Handfuls on Purpose

by James Smith, 1943


This is a private personal letter from the aged Apostle John, addressed to an unknown Christian woman, and her pious family. This is the only Epistle in the New Testament addressed exclusively to a lady. There is a tradition that the lady addressed was Martha of Bethany. "The Greek Hyria (Lady, verse 1), answers to the Hebrew Martha," wrote Bengel. If this be true, the "sister" referred to in verse 13 would be Mary. It was written specifically to warn this lady and her family of some false teachers (verse 10).


2 John 1:1, 2

The word "truth" is met with five times in this short Epistle of but thirteen verses, and forms its key-word.

I. The Source of Love.

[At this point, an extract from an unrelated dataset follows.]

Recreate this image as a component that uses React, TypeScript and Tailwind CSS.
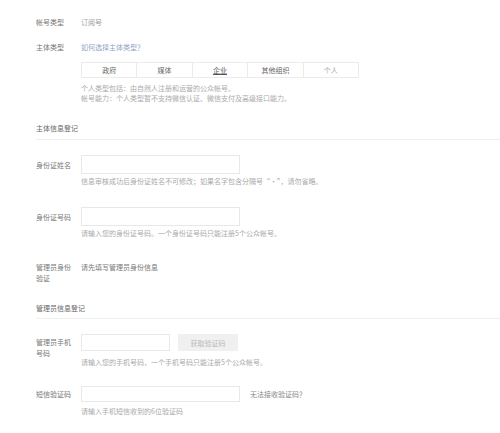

Truth. Most versions print truth with a capital "T," Truth. Certainly this is one of the Lord's Names, and He is the source of all true love.

II. The Reality of Love. That is, the nature of love commended here is true love, love that is no mere pretense or make-believe.

III. The Breadth of Love. Love cannot be confined to one. The Elder (John must have been about 90 years old when he wrote this Epistle) not only loved "The elect lady," but also "her children," and this pious family was not only loved by the aged apostle, but also by "all they that have known the truth."

IV. The Realization of Love. R. gives "understand" for "known" in verse 1. This is to say, those who have realized truth and the love of God in Christ to themselves love others.

V. The Inwardness of Love. "Which dwells in us," God's love shed abroad in our hearts by the Holy Spirit. Is it truth or love that is meant here? Well, He is both Truth and Love, and as both dwells within us and with us.


2 John 1:3

This is a very unusual form of the apostolic salutation in the New Testament, only found in the Pastoral Epistles and here (1 Timothy 1:2; 2 Timothy 1:2; Titus 1:4). You will observe that "Mercy" is added to the usual salutation, "Grace—Peace." What is the significance, and what is the teaching?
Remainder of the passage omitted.